Animals,  DIY,  For The Love Of...,  Horse Bits

Easy DIY Equine Hay Basket – Save Hundreds of Dollars!



These big boys came to be part of our clan in August.  When we feed them hay outside – just about a bale or more at a time – they tend to stomp all over it.  The hay gets stomped into the mud, blows away with the breeze and it seems like we waste more hay than they actually eat.


I kept searching for all sorts of ideas for a hay basket.  Actually at the time I didn’t even know there was such a thing that I could buy.  Until I saw this…




Well that definitely would have worked but it is hundreds of dollars and owning three horses is already costing us a fortune.  There had to be a better way.  Guess what?  There definitely is.  This solution works also for smaller animals like goats etc.. but my guys are large enough to eat right out the top.  One of them tends to pull the hay out the sides while our larger horse (Belgian) tends to like eating right out of the top.
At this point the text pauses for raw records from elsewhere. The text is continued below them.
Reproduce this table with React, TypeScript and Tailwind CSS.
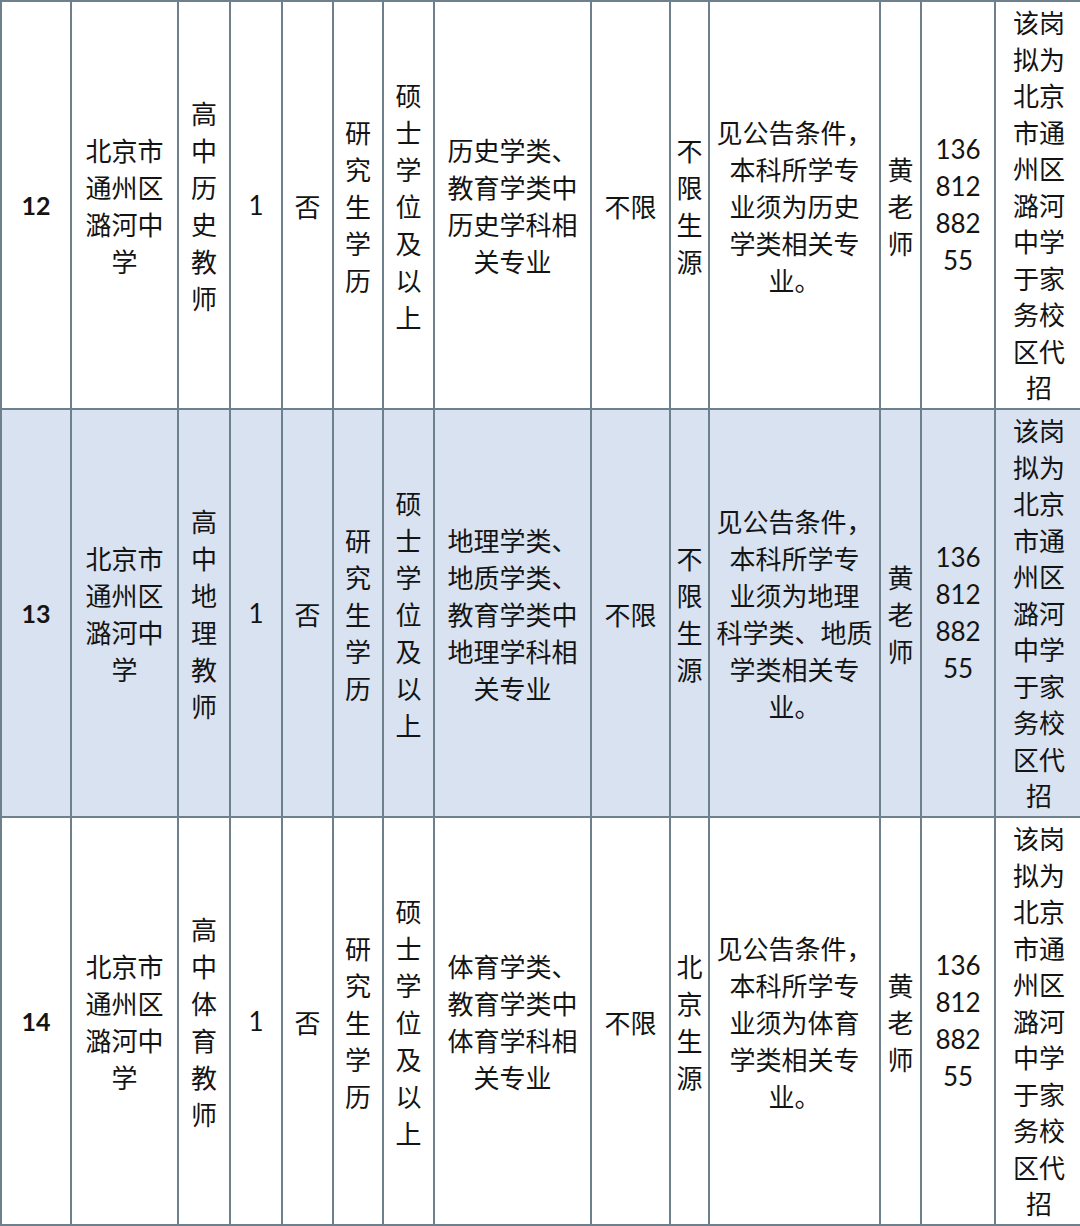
import React from 'react';

type Row = {
  no: string;
  subject: string;
  major: string[];
  source: string;
  note: string[];
  shade: boolean;
};

const rows: Row[] = [
  {
    no: '12',
    subject: '高中历史教师',
    major: ['历史学类、', '教育学类中', '历史学科相', '关专业'],
    source: '不限生源',
    note: ['见公告条件，', '本科所学专', '业须为历史', '学类相关专', '业。'],
    shade: false,
  },
  {
    no: '13',
    subject: '高中地理教师',
    major: ['地理学类、', '地质学类、', '教育学类中', '地理学科相', '关专业'],
    source: '不限生源',
    note: ['见公告条件，', '本科所学专', '业须为地理', '科学类、地质', '学类相关专', '业。'],
    shade: true,
  },
  {
    no: '14',
    subject: '高中体育教师',
    major: ['体育学类、', '教育学类中', '体育学科相', '关专业'],
    source: '北京生源',
    note: ['见公告条件，', '本科所学专', '业须为体育', '学类相关专', '业。'],
    shade: false,
  },
];

const remark = ['该岗', '拟为', '北京', '市通', '州区', '潞河', '中学', '于家', '务校', '区代', '招'];

// one glyph per line for the narrow columns
const chars = (s: string) => s.split('');

const Lines = ({ lines }: { lines: string[] }) => (
  <>
    {lines.map((l, i) => (
      <div key={i} className="whitespace-nowrap">
        {l}
      </div>
    ))}
  </>
);

const cell = 'border-2 border-[#6d808c] text-center align-middle p-0';

const App = () => {
  return (
    <div
      className="w-[1080px] h-[1226px] overflow-hidden bg-white text-[#141414]"
      style={{ fontFamily: '"Noto Sans CJK SC", "Noto Sans", sans-serif' }}
    >
      <table className="table-fixed border-collapse w-[1082px] text-[26px] leading-[37px]">
        <colgroup>
          <col className="w-[70px]" />
          <col className="w-[107px]" />
          <col className="w-[52px]" />
          <col className="w-[52px]" />
          <col className="w-[51px]" />
          <col className="w-[50px]" />
          <col className="w-[51px]" />
          <col className="w-[157px]" />
          <col className="w-[79px]" />
          <col className="w-[39px]" />
          <col className="w-[171px]" />
          <col className="w-[41px]" />
          <col className="w-[74px]" />
          <col className="w-[88px]" />
        </colgroup>
        <tbody>
          {rows.map((r) => (
            <tr key={r.no} className={`h-[408px] ${r.shade ? 'bg-[#d8e2f0]' : 'bg-white'}`}>
              <td className={`${cell} font-bold text-[25px] font-['Lato',sans-serif]`}>{r.no}</td>
              <td className={cell}>
                <Lines lines={['北京市', '通州区', '潞河中', '学']} />
              </td>
              <td className={cell}>
                <Lines lines={chars(r.subject)} />
              </td>
              <td className={`${cell} font-['Lato',sans-serif]`}>1</td>
              <td className={cell}>否</td>
              <td className={cell}>
                <Lines lines={chars('研究生学历')} />
              </td>
              <td className={cell}>
                <Lines lines={chars('硕士学位及以上')} />
              </td>
              <td className={cell}>
                <Lines lines={r.major} />
              </td>
              <td className={cell}>不限</td>
              <td className={cell}>
                <Lines lines={chars(r.source)} />
              </td>
              <td className={cell}>
                <Lines lines={r.note} />
              </td>
              <td className={cell}>
                <Lines lines={chars('黄老师')} />
              </td>
              <td className={`${cell} font-['Lato',sans-serif]`}>
                <Lines lines={['136', '812', '882', '55']} />
              </td>
              <td className={`${cell} leading-[36.5px]`}>
                <Lines lines={remark} />
              </td>
            </tr>
          ))}
        </tbody>
      </table>
    </div>
  );
};

export default App;
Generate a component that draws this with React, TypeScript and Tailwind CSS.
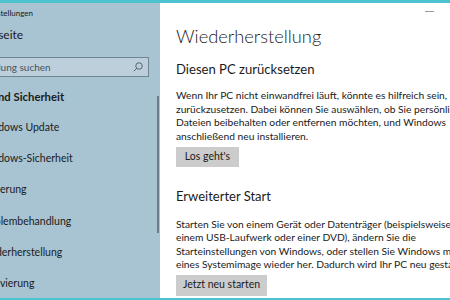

The solution is an IBC Container.  There are several ways you can do this but the easiest way works great for us because the horses are so large.




These containers are about 46 inches tall, one side is 44 inches wide and the other side is a little less wide.  There is a plastic tote inside that is used for a whole host of purposes – chemicals, water, soap and more.  The container we picked up had a chemical tote though we don’t know what chemical since all labels were gone.  The tote could be used as part of this feeder if it gets cleaned out but this was a very caustic chemical – not worth risking.  We didn’t need it anyway.  There are two bars across the top that just bolt on holding the tote in.  We removed those bars and the tote came right out.  Fortunately a friend of ours had a use for the tote so I didn’t need to do anything with it.  I am sure I could have found some use if I needed to.


My original plan was to put the bars back on the top to keep the horses from diving in and pulling it all out.  I left the bars off the first couple days though for them to get used to the hay feeder and the lack of bars has not been an issue at all – so I will leave it like that.  This feeder will most likely hold six bales at a time.  I only put one in at a time though and fluff it up.


It is heavy enough that I don’t need to do anything to anchor it.  It sill must be around 60 pounds even without the tote.  Since I only have my two guys eating out of it – they aren’t bouncing it around.  If it was in the fields with the herd they may try to bounce it around and I suppose concrete blocks in the bottom would solve that problem.




You can see just how big this basket is – the horse on the left is a 17 hand Belgian draft horse and the horse on the right is a 16 hand Belgian/Appy Cross draft horse.


Now how much did this cost me?  $40!  I may have been able to do some wheeling and dealing for a better price but since I was saving hundreds of dollars, this price was sounding pretty darn good.